### WHAT THE TASK ASKS
For each line in the data below that holds "components", return a copy.

________________________________________

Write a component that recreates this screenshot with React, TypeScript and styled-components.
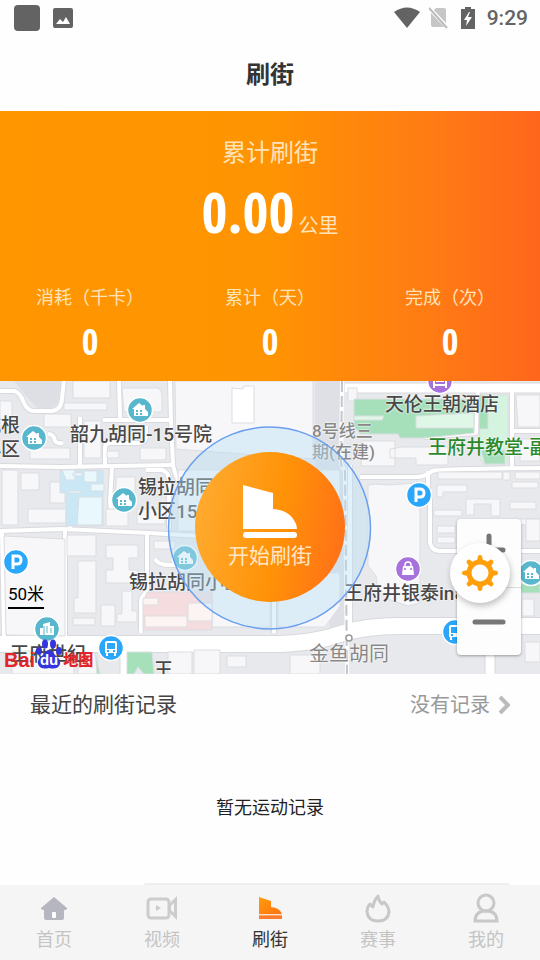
import React from "react";
import styled, { createGlobalStyle } from "styled-components";

const GlobalStyle = createGlobalStyle`
  * { box-sizing: border-box; }
  body { margin: 0; background: #fefefe; }
  button { border: 0; padding: 0; background: none; font: inherit; color: inherit; cursor: pointer; }
`;

const Page = styled.div`
  min-height: 100vh;
  display: flex;
  flex-direction: column;
  background: #fefefe;
  color: #333;
  font-family: Roboto, "Noto Sans CJK SC", sans-serif;
`;

const StatusBar = styled.div`
  display: flex;
  align-items: center;
  justify-content: space-between;
  height: 36px;
  padding: 0 12px 0 14px;
  color: #636363;
`;

const StatusGroup = styled.div<{ $gap: number }>`
  display: flex;
  align-items: center;
  gap: ${(p) => p.$gap}px;
`;

const AppBadge = styled.span`
  width: 26px;
  height: 26px;
  border-radius: 4px;
  background: #636363;
`;

const Clock = styled.time`
  font-size: 21px;
  line-height: 24px;
  font-weight: 500;
`;

const Header = styled.header`
  display: flex;
  align-items: center;
  justify-content: center;
  height: 75px;
  padding-top: 2px;
`;

const Title = styled.h1`
  margin: 0;
  font-size: 24px;
  line-height: 36px;
  font-weight: 700;
  color: #333;
`;

const Summary = styled.section`
  display: flex;
  flex-direction: column;
  align-items: center;
  height: 270px;
  padding-top: 24px;
  background: linear-gradient(90deg, #ff9600 0%, #ff9402 50%, #ff7b14 80%, #ff661c 100%);
`;

const SummaryTitle = styled.h2`
  margin: 0;
  font-size: 24px;
  line-height: 36px;
  font-weight: 400;
  color: #ffe3b8;
`;

const Distance = styled.div`
  display: flex;
  align-items: baseline;
  gap: 4px;
  margin-top: 10px;
`;

const Figure = styled.span<{ $size: number }>`
  font-family: "Open Sans Condensed", "Liberation Sans Narrow", "Roboto Condensed", Roboto, sans-serif;
  font-size: ${(p) => p.$size}px;
  line-height: 60px;
  font-weight: 700;
  color: #fff;
`;

const Unit = styled.span`
  font-size: 20px;
  line-height: 30px;
  font-weight: 400;
  color: #ffe3b8;
`;

const Metrics = styled.dl`
  display: grid;
  grid-template-columns: repeat(3, 1fr);
  width: 100%;
  margin: 43px 0 0;
`;

const Metric = styled.div`
  display: flex;
  flex-direction: column;
  align-items: center;
`;

const MetricName = styled.dt`
  font-size: 18px;
  line-height: 28px;
  font-weight: 400;
  color: #ffe3b8;
`;

const MetricValue = styled.dd`
  margin: 0;
`;

const MapArea = styled.section`
  position: relative;
  display: flex;
  align-items: center;
  justify-content: center;
  height: 293px;
  padding-bottom: 2px;
  overflow: hidden;
  background: #e8e9ed;
`;

const MapLayer = styled.svg`
  position: absolute;
  inset: 0;
  width: 100%;
  height: 100%;
`;

const Place = styled.span<{ $x: number; $y: number; $size?: number; $color?: string; $weight?: number }>`
  position: absolute;
  left: ${(p) => p.$x}px;
  top: ${(p) => p.$y}px;
  font-size: ${(p) => p.$size ?? 19}px;
  line-height: 26px;
  font-weight: ${(p) => p.$weight ?? 500};
  color: ${(p) => p.$color ?? "#484848"};
  white-space: pre;
  text-shadow: 0 0 2px #fff, 0 0 2px #fff;
`;

const MapScale = styled.div`
  position: absolute;
  left: 8px;
  top: 201px;
  width: 36px;
  border-bottom: 2px solid #000;
  font-size: 17px;
  line-height: 25px;
  text-align: center;
  color: #000;
  white-space: nowrap;
`;

const MapLogo = styled.div`
  position: absolute;
  left: 4px;
  top: 258px;
  display: flex;
  align-items: flex-end;
  font-family: "Liberation Sans", "Noto Sans CJK SC", sans-serif;
  font-size: 20px;
  line-height: 18px;
  font-weight: 700;
  color: #e0262b;
`;

const LogoPaw = styled.span`
  position: relative;
  display: flex;
  align-items: flex-end;
  justify-content: center;
  width: 28px;
  height: 30px;
  color: #fff;
  font-size: 15px;
  line-height: 18px;
  svg { position: absolute; inset: 0; }
  b { position: relative; }
`;

const LogoTail = styled.span`
  font-size: 15px;
  font-weight: 900;
`;

const StartButton = styled.button`
  position: relative;
  display: flex;
  flex-direction: column;
  align-items: center;
  width: 150px;
  height: 150px;
  padding-top: 33px;
  border-radius: 50%;
  background: linear-gradient(100deg, #ffab30 5%, #ff9207 55%, #ff6c1b 100%);
`;

const StartLabel = styled.span`
  font-size: 21px;
  line-height: 34px;
  font-weight: 400;
  color: #ffe6c6;
`;

const ZoomPanel = styled.div`
  position: absolute;
  top: 138px;
  right: 19px;
  display: flex;
  flex-direction: column;
  width: 64px;
  border-radius: 4px;
  background: #fdfdfd;
  box-shadow: 0 1px 3px rgba(0, 0, 0, 0.35);
`;

const ZoomButton = styled.button`
  display: flex;
  align-items: center;
  justify-content: center;
  height: 68px;
  &:first-child { padding-bottom: 6px; }
  & + & { border-top: 1px solid #ddd; }
`;

const SettingsButton = styled.button`
  position: absolute;
  top: 162px;
  right: 30px;
  display: flex;
  align-items: center;
  justify-content: center;
  width: 60px;
  height: 60px;
  border-radius: 50%;
  background: #fefefe;
  box-shadow: 1px 3px 6px rgba(0, 0, 0, 0.25);
`;

const Records = styled.section`
  flex: 1;
  display: flex;
  flex-direction: column;
`;

const RecordsHead = styled.div`
  display: flex;
  align-items: center;
  justify-content: space-between;
  height: 62px;
  padding: 0 30px;
`;

const RecordsTitle = styled.h2`
  margin: 0;
  font-size: 21px;
  line-height: 32px;
  font-weight: 400;
  color: #444;
`;

const RecordsLink = styled.a`
  display: flex;
  align-items: center;
  gap: 8px;
  font-size: 20px;
  line-height: 30px;
  color: #999;
  text-decoration: none;
`;

const Empty = styled.p`
  margin: 58px 0 0;
  font-size: 18px;
  line-height: 28px;
  text-align: center;
  color: #222;
`;

const CardEdge = styled.div`
  height: 2px;
  margin: 0 30px 0 144px;
  border-radius: 2px 2px 0 0;
  background: #eee;
`;

const TabBar = styled.nav`
  display: grid;
  grid-template-columns: repeat(5, 1fr);
  height: 75px;
  background: #f5f5f5;
`;

const Tab = styled.a<{ $active?: boolean }>`
  display: flex;
  flex-direction: column;
  align-items: center;
  padding-top: 8px;
  font-size: 18px;
  line-height: 30px;
  font-weight: 400;
  color: ${(p) => (p.$active ? "#333" : "#c4c4c4")};
  text-decoration: none;
  svg { display: block; }
`;

const roads = [
  "M0 10H14Q20 11 24 22Q28 31 36 30H52Q61 29 62 18L64 0",
  "M0 85L60 86L172 84",
  "M80 36L80 85",
  "M105 85V67Q105 62 110 62H140Q146 61 146 55V45",
  "M119 0L120 38",
  "M103 39H172",
  "M170 0L171 40L173 84Q176 100 186 110",
  "M112 87L110 120Q110 130 116 134",
  "M146 89H162Q170 91 169 104V149",
  "M48 53Q54 53 55 60Q57 63 63 62",
  "M70 118V149",
  "M0 150L62 148L150 152L200 155",
  "M2 150L4 255",
  "M147 152V206Q147 211 143 215Q141 217 141 222V252",
  "M155 178Q158 184 170 184H180",
  "M65 150V256",
  "M360 96H418Q427 95 432 90Q438 88 540 87",
  "M428 90V120M424 56L476 52L478 10M512 10V88M514 50H540",
  "M430 118V162Q432 170 440 170H540",
  "M350 84V250M274 205V252",
  "M516 170V240",
];

const blocks: { d: string; fill?: string }[] = [
  { d: "M73 0H110V17H73zM64 22H107V29H64zM44 33H71V46H44zM84 40H101V77H84zM122 7H158Q162 9 162 14V31H124z" },
  { d: "M107 70H119V77H107zM140 67H166V79H140zM0 20H12V45H0zM30 67H70V78H30zM2 89H18V144H2zM21 92H39V109H21zM50 101H65V122H50zM28 128H66V142H28z" },
  { d: "M116 96H135V120H116zM106 128H128V145H106zM137 128H165V143H137zM175 0H313V78L176 68z" },
  { d: "M232 7L243 8L244 5H254V42H232z", fill: "#fff" },
  { d: "M348 7H357V20H348zM361 60H395V85H361zM390 68L402 66H448V84H416V77H390zM516 14H540V46H518zM520 58H540V80H520z" },
  { d: "M438 91H502V98H438zM503 91H510V99H503zM515 91H540V98H515zM437 104H467V111H443V116H437zM512 101H538V107H512zM466 118H500V135H491V123H474V134H466zM510 121H536V128H510zM434 129H462V135H434zM515 138H540V144H515z" },
  { d: "M368 104L376 103L390 104L415 102L420 107V222L408 225L388 218L378 210L376 195L368 185z" },
  { d: "M4 155L65 158V255L6 254z" },
  { d: "M67 154H96V175H67zM78 180H96V232H74V217H78zM106 164H138V177H129V189H138V202H106V189H113V177H106zM122 210H132V230H137V241H117V233H122zM101 224H115V245H101zM73 237H95V244H73z" },
  { d: "M178 89H340V150H178zM154 160H175V168H154zM212 192H270V246H212zM278 192H340V225L325 246H278z" },
  { d: "M437 145H455V152H437zM437 156H455V162H437zM526 138H540V160H526zM522 218H534V235H522z" },
  { d: "M12 270H74V293H12zM78 272H97V293H78zM168 271H192V293H168zM194 269H220V293H194zM227 275H246V286H227zM290 274H320V293H290zM525 261H540V281H525z" },
  { d: "M60 89H103V145H66V112H60z", fill: "#c9e7f4" },
  { d: "M62 89H75V99H66zM84 90H97V101H84zM91 103H104V110H91zM69 110H81V112H69zM79 116H102V144H77zM73 92H82V95H73z", fill: "#e9f8fd" },
  { d: "M147 211H212V249H143V222z", fill: "#f5dcdf" },
  { d: "M143 217H158V224H143zM188 222H212V240H188zM145 235H187V246H145z", fill: "#fbf4f3" },
  { d: "M354 18H474V52L424 57H400L398 53H360L354 45z", fill: "#a5e0bb" },
  { d: "M416 35L474 32V47H416zM354 35H384L382 39H354z", fill: "#dff7e6" },
  { d: "M479 14H508V81L503 84H485L480 78z", fill: "#d5f4df" },
  { d: "M479 14H488V48H479zM481 69H505V83H485z", fill: "#a5e0bb" },
  { d: "M127 271H152L154 293H144L138 286L134 293H127zM95 271L100 293H97zM519 203H540V212H522z", fill: "#a5e0bb" },
];

const Roads = ({ color, width }: { color: string; width: number }) => (
  <g fill="none" stroke={color} strokeLinejoin="round">
    {roads.map((d) => (
      <path key={d} d={d} strokeWidth={width} />
    ))}
    <path d="M0 263H260Q310 264 340 253Q365 245 400 245H545" strokeWidth={width + 12} />
    <path d="M345 7H545M125 264V295M490 250V295" strokeWidth={width + 5} />
  </g>
);

type PinKind = "house" | "tower" | "parking" | "bus" | "bag" | "bed";
const pinFill: Record<PinKind, string> = {
  house: "#58b7cc", tower: "#58b7cc", parking: "#2aa7fb", bus: "#2aa7fb", bag: "#a872dc", bed: "#a872dc",
};
const pins: { kind: PinKind; x: number; y: number }[] = [
  { kind: "house", x: 140, y: 29 },
  { kind: "house", x: 34, y: 57 },
  { kind: "house", x: 124, y: 119 },
  { kind: "house", x: 185, y: 177 },
  { kind: "house", x: 531, y: 192 },
  { kind: "tower", x: 47, y: 248 },
  { kind: "parking", x: 16, y: 181 },
  { kind: "parking", x: 419, y: 114 },
  { kind: "bus", x: 111, y: 267 },
  { kind: "bus", x: 455, y: 251 },
  { kind: "bag", x: 408, y: 188 },
  { kind: "bed", x: 440, y: 0 },
];

const PinGlyph = ({ kind }: { kind: PinKind }) => {
  switch (kind) {
    case "house":
      return (
        <>
          <path d="M-8 -1L-1 -7L3 -4V-5H5V-1L8 2V6H-6V-1z" fill="#fff" />
          <path d="M-4 0H-2V2H-4zM0 0H2V2H0zM-4 3H-2V5H-4zM0 3H2V5H0z" fill="#58b7cc" />
        </>
      );
    case "tower":
      return (
        <>
          <path d="M-7 6V-1H-4V-5L3 -7V-3H7V6z" fill="#fff" />
          <path d="M-3 -3V6M0 -3V4M4 -1V4" stroke="#58b7cc" strokeWidth="1" />
        </>
      );
    case "parking":
      return <path d="M-3 7V-6H1Q5 -6 5 -2Q5 2 1 2H-3" fill="none" stroke="#fff" strokeWidth="3" />;
    case "bus":
      return (
        <>
          <path d="M-4 -7H4Q6 -7 6 -5V5H5V8H3V5H-3V8H-5V5H-6V-5Q-6 -7 -4 -7z" fill="#fff" />
          <path d="M-4 -5H4V1H-4zM-4 2H-2V4H-4zM2 2H4V4H2z" fill="#2aa7fb" />
        </>
      );
    case "bag":
      return (
        <>
          <path d="M-5 -3H5L6 6H-6z" fill="#fff" />
          <path d="M-3 0V-4Q-3 -7 0 -7Q3 -7 3 -4V0" fill="none" stroke="#fff" strokeWidth="1.5" />
          <path d="M-3 -1V1M3 -1V1" stroke="#a872dc" strokeWidth="1.5" />
        </>
      );
    default:
      return <path d="M-6 7V-3M6 7V-3M-6 4H6M-4 0H4" stroke="#fff" strokeWidth="2" />;
  }
};

const Boot = ({ width, height, fill }: { width: number; height: number; fill: string }) => (
  <svg width={width} height={height} viewBox="0 0 54 54" aria-hidden="true">
    <path d="M0 0L30 8V24Q46 25 52 37Q54 40 54 44H0z" fill={fill} />
    <rect y="47" width="54" height="6" rx="3" fill={fill} />
  </svg>
);

const gearTeeth = [0, 45, 90, 135, 180, 225, 270, 315];

const CityMap = () => (
  <>
    <MapLayer viewBox="0 0 540 293" preserveAspectRatio="xMidYMid slice" aria-hidden="true">
      <rect width="540" height="293" fill="#e8e9ed" />
      <path d="M14 0H61L58 22L51 27H37L27 16z" fill="#dedfe4" />
      <path d="M315 0H340V88H315zM314 90H345V248H330z" fill="#dfe0e5" />
      <Roads color="#d8d9de" width={6} />
      <Roads color="#fff" width={4} />
      {blocks.map((b) => (
        <path key={b.d} d={b.d} fill={b.fill ?? "#f7f7fa"} stroke="#dcdde1" strokeWidth="1" />
      ))}
      <path d="M342 0L341 84L345 90L347 293" fill="none" stroke="#fff" strokeWidth="4" />
      <path d="M342 0L341 84L345 90L347 293" fill="none" stroke="#c4c5ca" strokeWidth="2" strokeDasharray="11 4" />
      <circle cx="349" cy="257" r="3" fill="#fff" stroke="#999" strokeWidth="1.5" />
      {pins.map((p) => (
        <g key={`${p.x}-${p.y}`} transform={`translate(${p.x} ${p.y})`}>
          <circle r="12.5" fill={pinFill[p.kind]} stroke="#fff" strokeWidth="1.5" />
          <PinGlyph kind={p.kind} />
        </g>
      ))}
    </MapLayer>
    <Place $x={-18} $y={32}>城根</Place>
    <Place $x={-18} $y={56}>小区</Place>
    <Place $x={70} $y={41}>韶九胡同-15号院</Place>
    <Place $x={138} $y={94}>锡拉胡同</Place>
    <Place $x={138} $y={118}>小区15号</Place>
    <Place $x={129} $y={189}>锡拉胡同小区</Place>
    <Place $x={312} $y={37} $size={17} $color="#888">8号线三</Place>
    <Place $x={312} $y={58} $size={17} $color="#888">期(在建)</Place>
    <Place $x={385} $y={11}>天伦王朝酒店</Place>
    <Place $x={428} $y={54} $color="#2c8a2c">王府井教堂-副堂</Place>
    <Place $x={344} $y={200}>王府井银泰in88</Place>
    <Place $x={309} $y={260} $size={20} $weight={400} $color="#888">金鱼胡同</Place>
    <Place $x={10} $y={261}>王府世纪</Place>
    <Place $x={154} $y={277}>王</Place>
    <MapLayer viewBox="0 0 540 293" preserveAspectRatio="xMidYMid slice" aria-hidden="true">
      <circle cx="269.5" cy="147" r="101" fill="#b9e0f5" fillOpacity="0.42" stroke="#6a9ef0" strokeWidth="1.5" />
    </MapLayer>
  </>
);

const metrics = [
  { name: "消耗（千卡）", value: "0" },
  { name: "累计（天）", value: "0" },
  { name: "完成（次）", value: "0" },
];

export default function App() {
  return (
    <Page>
      <GlobalStyle />
      <StatusBar>
        <StatusGroup $gap={13}>
          <AppBadge />
          <svg width="20" height="20" viewBox="0 0 20 20" aria-hidden="true">
            <rect width="20" height="20" rx="2" fill="#636363" />
            <path d="M3 16L7 11L10 14L13 9L17 16z" fill="#fff" />
          </svg>
        </StatusGroup>
        <StatusGroup $gap={9}>
          <svg width="26" height="22" viewBox="0 0 26 22" aria-hidden="true">
            <path d="M0 5Q13 -4 26 5L13 21z" fill="#636363" />
          </svg>
          <svg width="20" height="22" viewBox="0 0 20 22" aria-hidden="true">
            <path d="M7 1H15Q17 1 17 3V20H4Q2 20 2 18V6z" fill="#c6c6c6" />
            <path d="M0 1L19 21" stroke="#fefefe" strokeWidth="4" />
            <path d="M0 1L18 21" stroke="#bbb" strokeWidth="2" />
          </svg>
          <svg width="20" height="24" viewBox="0 0 20 24" aria-hidden="true">
            <path d="M7 1H13V3H17V23H3V3H7z" fill="#636363" />
            <path d="M11 6L6 14H9L8 20L14 11H10L12 6z" fill="#fff" />
          </svg>
          <Clock>9:29</Clock>
        </StatusGroup>
      </StatusBar>

      <Header>
        <Title>刷街</Title>
      </Header>

      <Summary>
        <SummaryTitle>累计刷街</SummaryTitle>
        <Distance>
          <Figure $size={56}>0.00</Figure>
          <Unit>公里</Unit>
        </Distance>
        <Metrics>
          {metrics.map((m) => (
            <Metric key={m.name}>
              <MetricName>{m.name}</MetricName>
              <MetricValue>
                <Figure $size={36}>{m.value}</Figure>
              </MetricValue>
            </Metric>
          ))}
        </Metrics>
      </Summary>

      <MapArea aria-label="地图">
        <CityMap />
        <MapScale>50米</MapScale>
        <MapLogo>
          Bai
          <LogoPaw>
            <svg width="28" height="30" viewBox="0 0 28 30" aria-hidden="true">
              <g fill="#3435dd">
                <ellipse cx="4" cy="12" rx="3" ry="4" />
                <ellipse cx="10" cy="5" rx="3" ry="4.5" />
                <ellipse cx="18" cy="5" rx="3" ry="4.5" />
                <ellipse cx="24" cy="12" rx="3" ry="4" />
                <path d="M14 11Q17 11 20 16Q26 20 25 25Q23 31 14 29Q5 31 3 25Q2 20 8 16Q11 11 14 11z" />
              </g>
            </svg>
            <b>du</b>
          </LogoPaw>
          <LogoTail>地图</LogoTail>
        </MapLogo>
        <ZoomPanel>
          <ZoomButton aria-label="放大">
            <svg width="34" height="34" viewBox="0 0 34 34" aria-hidden="true">
              <path d="M17 3V31M3 17H31" stroke="#777" strokeWidth="5" strokeLinecap="round" />
            </svg>
          </ZoomButton>
          <ZoomButton aria-label="缩小">
            <svg width="34" height="34" viewBox="0 0 34 34" aria-hidden="true">
              <path d="M3 17H31" stroke="#777" strokeWidth="5" strokeLinecap="round" />
            </svg>
          </ZoomButton>
        </ZoomPanel>
        <SettingsButton aria-label="设置">
          <svg width="36" height="36" viewBox="-18 -18 36 36" aria-hidden="true">
            <circle r="11" fill="none" stroke="#ff9f0a" strokeWidth="5" />
            {gearTeeth.map((a) => (
              <path key={a} d="M-3 -12L-2 -17Q0 -19 2 -17L3 -12z" fill="#ff9f0a" transform={`rotate(${a})`} />
            ))}
          </svg>
        </SettingsButton>
        <StartButton>
          <Boot width={54} height={54} fill="#fff" />
          <StartLabel>开始刷街</StartLabel>
        </StartButton>
      </MapArea>

      <Records>
        <RecordsHead>
          <RecordsTitle>最近的刷街记录</RecordsTitle>
          <RecordsLink href="#records">
            没有记录
            <svg width="12" height="20" viewBox="0 0 12 20" aria-hidden="true">
              <path d="M2 2L10 10L2 18" fill="none" stroke="#bbb" strokeWidth="4" />
            </svg>
          </RecordsLink>
        </RecordsHead>
        <Empty>暂无运动记录</Empty>
      </Records>

      <CardEdge />
      <TabBar>
        <Tab href="#home">
          <svg width="32" height="32" viewBox="0 0 32 32" aria-hidden="true">
            <path d="M16 4L29 15Q29 17 26 17V25Q26 27 24 27H8Q6 27 6 25V17Q3 17 3 15z" fill="#b5b6bf" />
            <rect x="14" y="19" width="4" height="6" rx="1" fill="#fff" />
          </svg>
          首页
        </Tab>
        <Tab href="#video">
          <svg width="32" height="32" viewBox="0 0 32 32" aria-hidden="true">
            <rect x="2" y="6" width="21" height="19" rx="3" fill="none" stroke="#ccc" strokeWidth="3" />
            <path d="M10 12L15 15L10 18zM31 3V27L23 19V11z" fill="#ccc" />
            <path d="M28 10V20L25 17V13z" fill="#f5f5f5" />
          </svg>
          视频
        </Tab>
        <Tab href="#street" $active aria-current="page">
          <svg width="32" height="32" viewBox="0 0 32 32" aria-hidden="true">
            <defs>
              <linearGradient id="boot" x1="0" y1="0" x2="1" y2="1">
                <stop offset="0" stopColor="#ff9d0a" />
                <stop offset="1" stopColor="#ff7214" />
              </linearGradient>
            </defs>
            <path d="M5 4L17 8V14Q26 15 28 21H5z" fill="url(#boot)" />
            <path d="M5 22H28V26H5z" fill="#ff7a2a" />
            <path d="M5 22H28" stroke="#ffc9a0" strokeWidth="1" />
          </svg>
          刷街
        </Tab>
        <Tab href="#events">
          <svg width="32" height="32" viewBox="0 0 32 32" aria-hidden="true">
            <path
              d="M16 3Q16 7 20 11L22 9Q27 14 27 19Q26 28 16 28Q6 28 5 19Q5 14 8 11L11 14Q12 7 16 3z"
              fill="none"
              stroke="#c8c8c8"
              strokeWidth="3"
              strokeLinejoin="round"
            />
          </svg>
          赛事
        </Tab>
        <Tab href="#me">
          <svg width="32" height="32" viewBox="0 0 32 32" aria-hidden="true">
            <circle cx="16" cy="10" r="8" fill="none" stroke="#c8c8c8" strokeWidth="3" />
            <path d="M5 28Q5 18 16 18Q27 18 27 28z" fill="none" stroke="#c8c8c8" strokeWidth="3" />
          </svg>
          我的
        </Tab>
      </TabBar>
    </Page>
  );
}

________________________________________

### FINISHED ANSWER
Write a component that recreates this screenshot with React, TypeScript and styled-components.
import styled, { createGlobalStyle } from "styled-components";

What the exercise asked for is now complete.